TASK:
Retype all of the listing exactly, passing over any picture you find.

RAW DATA:
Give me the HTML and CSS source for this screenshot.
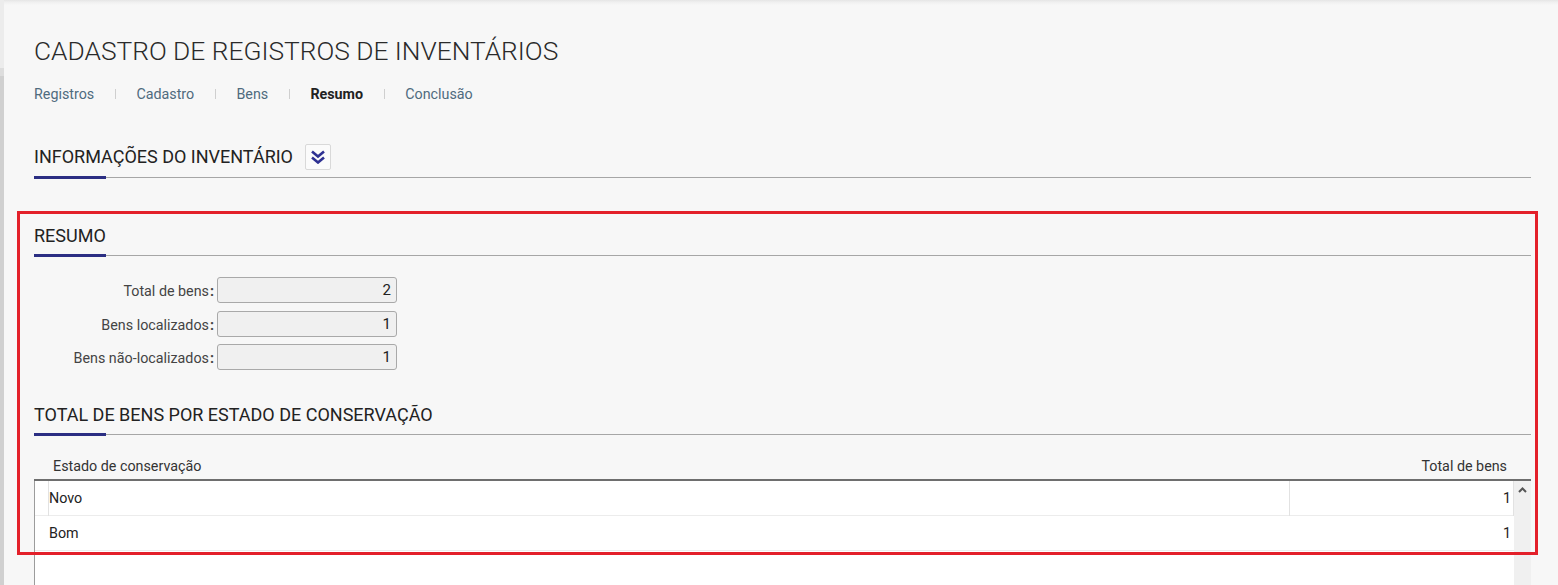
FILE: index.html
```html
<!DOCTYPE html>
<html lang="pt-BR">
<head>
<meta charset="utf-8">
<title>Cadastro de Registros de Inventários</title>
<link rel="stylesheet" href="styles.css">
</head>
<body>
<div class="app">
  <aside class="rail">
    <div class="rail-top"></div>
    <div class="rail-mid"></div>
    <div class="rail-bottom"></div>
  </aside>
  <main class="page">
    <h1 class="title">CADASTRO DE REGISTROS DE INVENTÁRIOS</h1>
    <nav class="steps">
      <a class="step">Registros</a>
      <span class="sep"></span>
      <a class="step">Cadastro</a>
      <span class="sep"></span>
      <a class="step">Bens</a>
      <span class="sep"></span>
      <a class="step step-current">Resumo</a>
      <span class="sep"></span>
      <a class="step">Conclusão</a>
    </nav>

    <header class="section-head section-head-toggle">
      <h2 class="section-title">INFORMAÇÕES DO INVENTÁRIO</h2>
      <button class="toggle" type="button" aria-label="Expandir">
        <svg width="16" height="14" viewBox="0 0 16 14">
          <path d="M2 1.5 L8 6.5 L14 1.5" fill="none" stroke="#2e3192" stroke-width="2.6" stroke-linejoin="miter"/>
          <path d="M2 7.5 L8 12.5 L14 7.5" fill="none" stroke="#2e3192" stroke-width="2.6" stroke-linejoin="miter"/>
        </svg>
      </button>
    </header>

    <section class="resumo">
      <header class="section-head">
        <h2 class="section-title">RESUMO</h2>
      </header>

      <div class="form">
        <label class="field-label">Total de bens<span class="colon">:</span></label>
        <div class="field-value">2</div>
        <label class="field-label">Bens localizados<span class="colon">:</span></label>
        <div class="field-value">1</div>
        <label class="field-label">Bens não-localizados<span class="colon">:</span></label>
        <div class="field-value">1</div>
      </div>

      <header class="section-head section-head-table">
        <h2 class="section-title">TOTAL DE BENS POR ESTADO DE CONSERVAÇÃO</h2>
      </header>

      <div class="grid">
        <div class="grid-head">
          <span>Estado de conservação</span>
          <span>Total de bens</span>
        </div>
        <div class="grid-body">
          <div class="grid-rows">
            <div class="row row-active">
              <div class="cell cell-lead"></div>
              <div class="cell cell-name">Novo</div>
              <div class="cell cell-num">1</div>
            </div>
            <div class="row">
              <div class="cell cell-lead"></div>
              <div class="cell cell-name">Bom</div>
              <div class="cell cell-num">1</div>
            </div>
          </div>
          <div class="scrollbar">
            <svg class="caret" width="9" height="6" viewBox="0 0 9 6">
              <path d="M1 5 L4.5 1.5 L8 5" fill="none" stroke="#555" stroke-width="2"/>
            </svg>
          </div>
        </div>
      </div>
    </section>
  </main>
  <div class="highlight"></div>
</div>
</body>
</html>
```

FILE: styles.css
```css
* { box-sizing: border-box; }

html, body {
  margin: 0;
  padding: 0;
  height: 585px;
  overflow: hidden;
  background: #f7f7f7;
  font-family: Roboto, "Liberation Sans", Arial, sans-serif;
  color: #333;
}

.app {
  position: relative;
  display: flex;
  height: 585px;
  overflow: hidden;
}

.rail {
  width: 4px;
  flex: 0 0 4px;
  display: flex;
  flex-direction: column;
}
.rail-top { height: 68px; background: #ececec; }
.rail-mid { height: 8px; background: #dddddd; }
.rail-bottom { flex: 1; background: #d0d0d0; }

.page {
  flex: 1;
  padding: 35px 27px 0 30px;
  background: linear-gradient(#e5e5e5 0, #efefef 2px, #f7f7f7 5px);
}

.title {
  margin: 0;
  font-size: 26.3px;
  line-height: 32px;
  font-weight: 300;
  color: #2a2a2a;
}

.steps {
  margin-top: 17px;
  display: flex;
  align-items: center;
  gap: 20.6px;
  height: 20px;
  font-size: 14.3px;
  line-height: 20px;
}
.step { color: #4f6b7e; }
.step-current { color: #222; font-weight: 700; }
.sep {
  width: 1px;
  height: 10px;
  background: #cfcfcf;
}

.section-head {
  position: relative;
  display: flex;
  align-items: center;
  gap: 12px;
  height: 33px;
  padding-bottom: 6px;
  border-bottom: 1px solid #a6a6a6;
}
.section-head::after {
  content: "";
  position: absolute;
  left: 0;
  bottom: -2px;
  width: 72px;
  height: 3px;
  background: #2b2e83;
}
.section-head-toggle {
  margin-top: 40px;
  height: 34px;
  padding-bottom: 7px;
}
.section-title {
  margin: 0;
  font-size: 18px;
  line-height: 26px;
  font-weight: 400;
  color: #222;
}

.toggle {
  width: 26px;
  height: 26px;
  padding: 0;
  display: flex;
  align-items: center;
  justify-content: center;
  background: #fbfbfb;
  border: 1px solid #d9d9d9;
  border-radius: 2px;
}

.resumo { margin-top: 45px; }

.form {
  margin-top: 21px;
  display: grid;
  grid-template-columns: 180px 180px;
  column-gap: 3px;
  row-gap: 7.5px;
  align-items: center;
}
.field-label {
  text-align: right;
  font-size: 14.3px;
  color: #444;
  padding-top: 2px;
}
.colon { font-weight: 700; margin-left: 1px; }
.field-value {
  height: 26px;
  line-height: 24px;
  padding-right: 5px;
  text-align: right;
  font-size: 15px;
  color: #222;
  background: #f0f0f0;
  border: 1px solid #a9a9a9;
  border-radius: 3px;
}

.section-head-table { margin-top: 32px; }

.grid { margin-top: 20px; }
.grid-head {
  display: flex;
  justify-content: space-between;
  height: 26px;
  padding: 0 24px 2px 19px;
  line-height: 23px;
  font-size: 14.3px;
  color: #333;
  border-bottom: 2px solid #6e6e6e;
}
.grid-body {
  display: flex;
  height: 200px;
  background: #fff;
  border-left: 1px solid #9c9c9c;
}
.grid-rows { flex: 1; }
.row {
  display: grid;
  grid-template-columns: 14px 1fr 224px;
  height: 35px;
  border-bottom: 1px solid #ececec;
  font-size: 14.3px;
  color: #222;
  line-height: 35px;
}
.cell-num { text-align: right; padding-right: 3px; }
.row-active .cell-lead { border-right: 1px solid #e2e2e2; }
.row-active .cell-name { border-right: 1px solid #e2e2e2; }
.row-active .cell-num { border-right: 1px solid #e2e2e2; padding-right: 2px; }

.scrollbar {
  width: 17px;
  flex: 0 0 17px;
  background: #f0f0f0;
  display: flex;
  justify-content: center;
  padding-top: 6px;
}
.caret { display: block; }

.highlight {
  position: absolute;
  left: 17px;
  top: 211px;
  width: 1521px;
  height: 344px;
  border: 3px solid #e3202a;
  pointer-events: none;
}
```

PROBLEM SOLUTION:
Give me the HTML and CSS source for this screenshot.
FILE: index.html
```html
<!DOCTYPE html>
<html lang="pt-BR">
<head>
<meta charset="utf-8">
<title>Cadastro de Registros de Inventários</title>
<link rel="stylesheet" href="styles.css">
</head>
<body>
<div class="app">
  <aside class="rail">
    <div class="rail-top"></div>
    <div class="rail-mid"></div>
    <div class="rail-bottom"></div>
  </aside>
  <main class="page">
    <h1 class="title">CADASTRO DE REGISTROS DE INVENTÁRIOS</h1>
    <nav class="steps">
      <a class="step">Registros</a>
      <span class="sep"></span>
      <a class="step">Cadastro</a>
      <span class="sep"></span>
      <a class="step">Bens</a>
      <span class="sep"></span>
      <a class="step step-current">Resumo</a>
      <span class="sep"></span>
      <a class="step">Conclusão</a>
    </nav>

    <header class="section-head section-head-toggle">
      <h2 class="section-title">INFORMAÇÕES DO INVENTÁRIO</h2>
      <button class="toggle" type="button" aria-label="Expandir">
        <svg width="16" height="14" viewBox="0 0 16 14">
          <path d="M2 1.5 L8 6.5 L14 1.5" fill="none" stroke="#2e3192" stroke-width="2.6" stroke-linejoin="miter"/>
          <path d="M2 7.5 L8 12.5 L14 7.5" fill="none" stroke="#2e3192" stroke-width="2.6" stroke-linejoin="miter"/>
        </svg>
      </button>
    </header>

    <section class="resumo">
      <header class="section-head">
        <h2 class="section-title">RESUMO</h2>
      </header>

      <div class="form">
        <label class="field-label">Total de bens<span class="colon">:</span></label>
        <div class="field-value">2</div>
        <label class="field-label">Bens localizados<span class="colon">:</span></label>
        <div class="field-value">1</div>
        <label class="field-label">Bens não-localizados<span class="colon">:</span></label>
        <div class="field-value">1</div>
      </div>

      <header class="section-head section-head-table">
        <h2 class="section-title">TOTAL DE BENS POR ESTADO DE CONSERVAÇÃO</h2>
      </header>

      <div class="grid">
        <div class="grid-head">
          <span>Estado de conservação</span>
          <span>Total de bens</span>
        </div>
        <div class="grid-body">
          <div class="grid-rows">
            <div class="row row-active">
              <div class="cell cell-lead"></div>
              <div class="cell cell-name">Novo</div>
              <div class="cell cell-num">1</div>
            </div>
            <div class="row">
              <div class="cell cell-lead"></div>
              <div class="cell cell-name">Bom</div>
              <div class="cell cell-num">1</div>
            </div>
          </div>
          <div class="scrollbar">
            <svg class="caret" width="9" height="6" viewBox="0 0 9 6">
              <path d="M1 5 L4.5 1.5 L8 5" fill="none" stroke="#555" stroke-width="2"/>
            </svg>
          </div>
        </div>
      </div>
    </section>
  </main>
  <div class="highlight"></div>
</div>
</body>
</html>
```

FILE: styles.css
```css
* { box-sizing: border-box; }

html, body {
  margin: 0;
  padding: 0;
  height: 585px;
  overflow: hidden;
  background: #f7f7f7;
  font-family: Roboto, "Liberation Sans", Arial, sans-serif;
  color: #333;
}

.app {
  position: relative;
  display: flex;
  height: 585px;
  overflow: hidden;
}

.rail {
  width: 4px;
  flex: 0 0 4px;
  display: flex;
  flex-direction: column;
}
.rail-top { height: 68px; background: #ececec; }
.rail-mid { height: 8px; background: #dddddd; }
.rail-bottom { flex: 1; background: #d0d0d0; }

.page {
  flex: 1;
  padding: 35px 27px 0 30px;
  background: linear-gradient(#e5e5e5 0, #efefef 2px, #f7f7f7 5px);
}

.title {
  margin: 0;
  font-size: 26.3px;
  line-height: 32px;
  font-weight: 300;
  color: #2a2a2a;
}

.steps {
  margin-top: 17px;
  display: flex;
  align-items: center;
  gap: 20.6px;
  height: 20px;
  font-size: 14.3px;
  line-height: 20px;
}
.step { color: #4f6b7e; }
.step-current { color: #222; font-weight: 700; }
.sep {
  width: 1px;
  height: 10px;
  background: #cfcfcf;
}

.section-head {
  position: relative;
  display: flex;
  align-items: center;
  gap: 12px;
  height: 33px;
  padding-bottom: 6px;
  border-bottom: 1px solid #a6a6a6;
}
.section-head::after {
  content: "";
  position: absolute;
  left: 0;
  bottom: -2px;
  width: 72px;
  height: 3px;
  background: #2b2e83;
}
.section-head-toggle {
  margin-top: 40px;
  height: 34px;
  padding-bottom: 7px;
}
.section-title {
  margin: 0;
  font-size: 18px;
  line-height: 26px;
  font-weight: 400;
  color: #222;
}

.toggle {
  width: 26px;
  height: 26px;
  padding: 0;
  display: flex;
  align-items: center;
  justify-content: center;
  background: #fbfbfb;
  border: 1px solid #d9d9d9;
  border-radius: 2px;
}

.resumo { margin-top: 45px; }

.form {
  margin-top: 21px;
  display: grid;
  grid-template-columns: 180px 180px;
  column-gap: 3px;
  row-gap: 7.5px;
  align-items: center;
}
.field-label {
  text-align: right;
  font-size: 14.3px;
  color: #444;
  padding-top: 2px;
}
.colon { font-weight: 700; margin-left: 1px; }
.field-value {
  height: 26px;
  line-height: 24px;
  padding-right: 5px;
  text-align: right;
  font-size: 15px;
  color: #222;
  background: #f0f0f0;
  border: 1px solid #a9a9a9;
  border-radius: 3px;
}

.section-head-table { margin-top: 32px; }

.grid { margin-top: 20px; }
.grid-head {
  display: flex;
  justify-content: space-between;
  height: 26px;
  padding: 0 24px 2px 19px;
  line-height: 23px;
  font-size: 14.3px;
  color: #333;
  border-bottom: 2px solid #6e6e6e;
}
.grid-body {
  display: flex;
  height: 200px;
  background: #fff;
  border-left: 1px solid #9c9c9c;
}
.grid-rows { flex: 1; }
.row {
  display: grid;
  grid-template-columns: 14px 1fr 224px;
  height: 35px;
  border-bottom: 1px solid #ececec;
  font-size: 14.3px;
  color: #222;
  line-height: 35px;
}
.cell-num { text-align: right; padding-right: 3px; }
.row-active .cell-lead { border-right: 1px solid #e2e2e2; }
.row-active .cell-name { border-right: 1px solid #e2e2e2; }
.row-active .cell-num { border-right: 1px solid #e2e2e2; padding-right: 2px; }

.scrollbar {
  width: 17px;
  flex: 0 0 17px;
  background: #f0f0f0;
  display: flex;
  justify-content: center;
  padding-top: 6px;
}
.caret { display: block; }

.highlight {
  position: absolute;
  left: 17px;
  top: 211px;
  width: 1521px;
  height: 344px;
  border: 3px solid #e3202a;
  pointer-events: none;
}
```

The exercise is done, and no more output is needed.